One of the strongest arguments for VFD motors is energy efficiency. Many fan and pump applications run at full speed even when less flow is needed. Using throttles or dampers wastes energy. 

A VFD can reduce speed to match demand and reduce energy use significantly.
For example, energy use in a pump may drop with the cube of speed reduction (affinity laws) so small speed reductions give large savings. 

However, if the motor always runs at full speed, a VFD may not save much, and might even slightly reduce efficiency due to drive losses.

Mechanical and maintenance benefits

Beyond energy, VFD-driven motors reduce wear and tear. Soft starts reduce mechanical shock to gearboxes, belts, and shafts and reduce maintenance frequency. More gentle acceleration means less vibration, fewer faults, and longer equipment life.

 In many plants this translates to lower downtime and repair costs.
Also, the ability to adjust speed allows matching motor speed to process, which can reduce stress on downstream equipment. 

Limitations and potential challenges

Using a VFD motor is not without challenges. Some of the common limitations:

Cost

The initial cost of the drive plus installation may be higher than simple fixed-speed arrangements.

Complexity

More parameters to set, more possibilities for incorrect setup.

Harmonics and electrical noise

VFDs generate switching harmonics, which may require mitigation or filtering.

Cable and motor insulation stress

Especially with long cable runs, reflections, high dv/dt, and bearing currents may cause issues.

Efficiency

If the application always runs at full speed and load, a VFD may not give much benefit, and drive losses may reduce efficiency slightly.

Motor cooling at low speed

When the motor runs slower, the internal cooling fan may not move enough air, risking overheating unless additional cooling is provided.

Selecting a motor for a VFD application

When selecting a motor for use with a VFD, consider:

• Motor insulation class and suitability for inverter duty (higher dv/dt, insulation stress).
• Bearing type and design to mitigate bearing currents.
• Cooling method: If the motor runs at a lower speed, the cooling fan may not provide adequate airflow. Consider inverter-rated motors or external fans.
• Motor rating should match the application load and speed range. If running significantly below rated speed for long periods, consider motor derating or special construction.
• Cable lengths and layout: Keep cable runs as short as practical, use screened/shielded cables if needed, consider sinusoidal filters or dv/dt filters for very long cables.

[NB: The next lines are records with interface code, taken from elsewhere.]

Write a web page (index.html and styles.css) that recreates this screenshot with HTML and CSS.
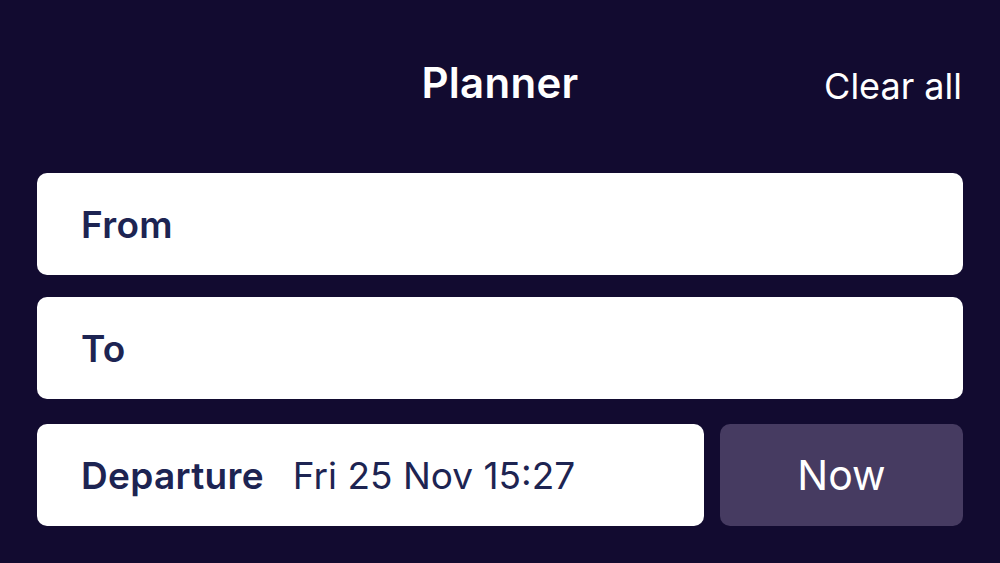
FILE: index.html
```html
<!DOCTYPE html>
<html>
<head>
<meta charset="utf-8">
<link rel="stylesheet" href="styles.css">
</head>
<body>
<div class="app">
  <header class="topbar">
    <div class="spacer"></div>
    <h1 class="title">Planner</h1>
    <div class="actions"><span class="clear">Clear all</span></div>
  </header>
  <div class="fields">
    <div class="field"><span class="label">From</span></div>
    <div class="field"><span class="label">To</span></div>
    <div class="row">
      <div class="field grow"><span class="label">Departure</span><span class="value">Fri 25 Nov 15:27</span></div>
      <div class="now">Now</div>
    </div>
  </div>
</div>
</body>
</html>
```
FILE: styles.css
```css
html, body {
  margin: 0;
  padding: 0;
  background: #120b30;
  height: 100%;
}
body {
  font-family: Inter, "Noto Sans", "Liberation Sans", sans-serif;
  -webkit-font-smoothing: antialiased;
}
.app {
  padding: 0 37px;
}
.topbar {
  display: grid;
  grid-template-columns: 1fr auto 1fr;
  align-items: center;
  height: 173px;
  box-sizing: border-box;
  padding-bottom: 9px;
}
.title {
  margin: 0;
  color: #ffffff;
  font-size: 42px;
  font-weight: 600;
  text-align: center;
  letter-spacing: 0.3px;
}
.actions {
  display: flex;
  justify-content: flex-end;
  padding-top: 8px;
  padding-right: 1px;
}
.clear {
  color: #ffffff;
  font-size: 36px;
  font-weight: 400;
}
.fields {
  display: flex;
  flex-direction: column;
  gap: 22px;
}
.field {
  background: #ffffff;
  border-radius: 10px;
  height: 102px;
  display: flex;
  align-items: center;
  padding: 0 44px;
  box-sizing: border-box;
  color: #1d2452;
}
.label {
  font-size: 37px;
  font-weight: 600;
  letter-spacing: 0.3px;
}
.value {
  font-size: 37px;
  font-weight: 400;
  margin-left: 29px;
}
.row {
  display: flex;
  gap: 16px;
  margin-top: 3px;
}
.grow {
  flex: 1;
}
.now {
  width: 243px;
  height: 102px;
  border-radius: 10px;
  background: #463b61;
  color: #ffffff;
  font-size: 41px;
  display: flex;
  align-items: center;
  justify-content: center;
}
```
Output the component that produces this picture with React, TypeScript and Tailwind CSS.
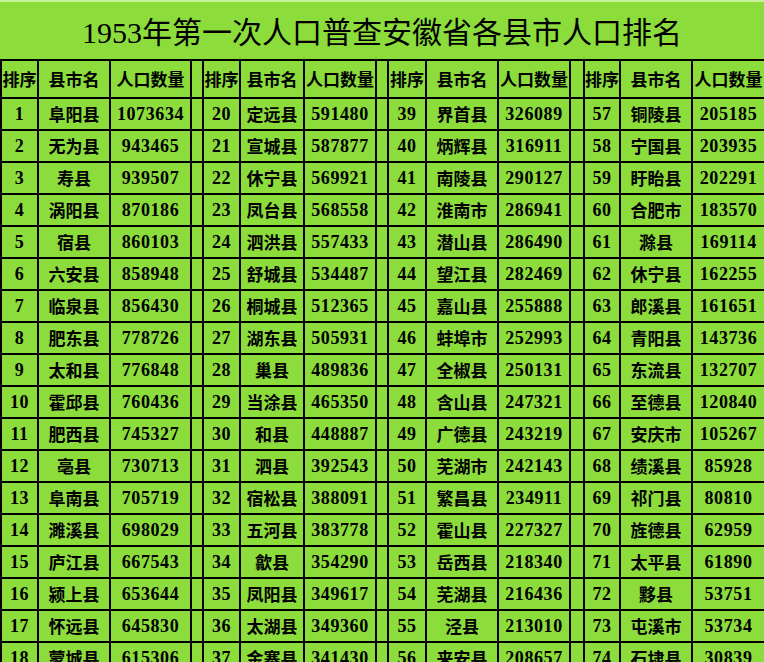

Integration with control systems and IoT (relevant for your field)

Given your background in power electronics and IoT, the VFD motor system offers opportunities in remote monitoring and control.

• Modern drives often include digital communications (Modbus, Ethernet/IP, PROFINET) so you can monitor motor current, speed, voltage, faults, and performance remotely.
• For IoT applications, you can gather motor operating data (hours, load factor, energy consumption, trend data) and feed it into a SCADA or cloud analytics engine.
• In a smart industrial panel, you can integrate a VFD motor drive with PLC logic (e.g., your earlier work including PLC ladder diagrams) to make automated motor start/stop, run at different speeds, emergency stop sequences, and remote control.
• You design your control panel for the motor drive system and add sensors for predictive maintenance (vibration, temperature, bearing current).

Use case: Panel Design

Suppose you design a motor control panel for a conveyor driven by a motor with a VFD. The logic might include: manual / automatic selector, start/stop, Emergency Stop, speed setpoints, feedback from tachometer, fault logging.

This aligns with your PLC diagram experience (arranque-parada, selector manual/automático). You can program the PLC to send setpoint to the VFD, monitor motor current and fault statuses, and implement protection such as overload or under-voltage.

In the panel you will include the VFD unit, motor protection circuit breakers, bypass contactor (optional), isolator, fuses, input filters, communications card, and HMI/SCADA interface. 

You will design the wiring considering EMC, cable routing, shielded motor cables, proper grounding. You will verify that the motor is rated for VFD use and cooling is adequate for the speed range.

Key Takeways: What is a VFD Motor?

This article studied the concept of a VFD motor in depth. A VFD motor is an ordinary AC motor controlled by a Variable Frequency Drive. The drive changes frequency and voltage to control speed and torque. It makes systems more efficient and reliable.

It provides energy savings, smooth starts, and extended motor life. However, it also requires proper design and setup.

The choice of drive, wiring, and filters must be done carefully. Modern drives include smart control, IoT, and remote monitoring. 

They fit perfectly in today’s automated world. VFD motors have transformed how we use electrical power. They remain a cornerstone of modern industrial control.

FAQ What is a VFD Motor ?

What is a VFD motor?

A VFD motor is a standard AC motor controlled by a Variable Frequency Drive (VFD). The drive adjusts the motor’s speed by varying the frequency and voltage of the supplied power.

How does a VFD control motor speed?

It converts incoming AC power to DC, then back to AC with variable frequency using electronic switches. The new frequency determines the motor’s speed.

Why use a VFD motor system?

It allows precise speed control, saves energy, and provides smooth acceleration and deceleration. It also reduces wear on mechanical components.

What types of motors can be used with a VFD?

Mainly three-phase induction motors. Some synchronous and permanent magnet motors can also be used if rated for inverter duty.

What is an inverter-duty motor?

It is a motor specially designed to handle voltage spikes, harmonics, and heating caused by VFD switching.

Can any motor be used with a VFD?

No. Non–inverter-duty motors may suffer from insulation breakdown, bearing damage, or overheating when run on a VFD.

What are typical applications for VFD motors?

They are used in pumps, fans, conveyors, compressors, elevators, HVAC systems, and other variable-speed processes.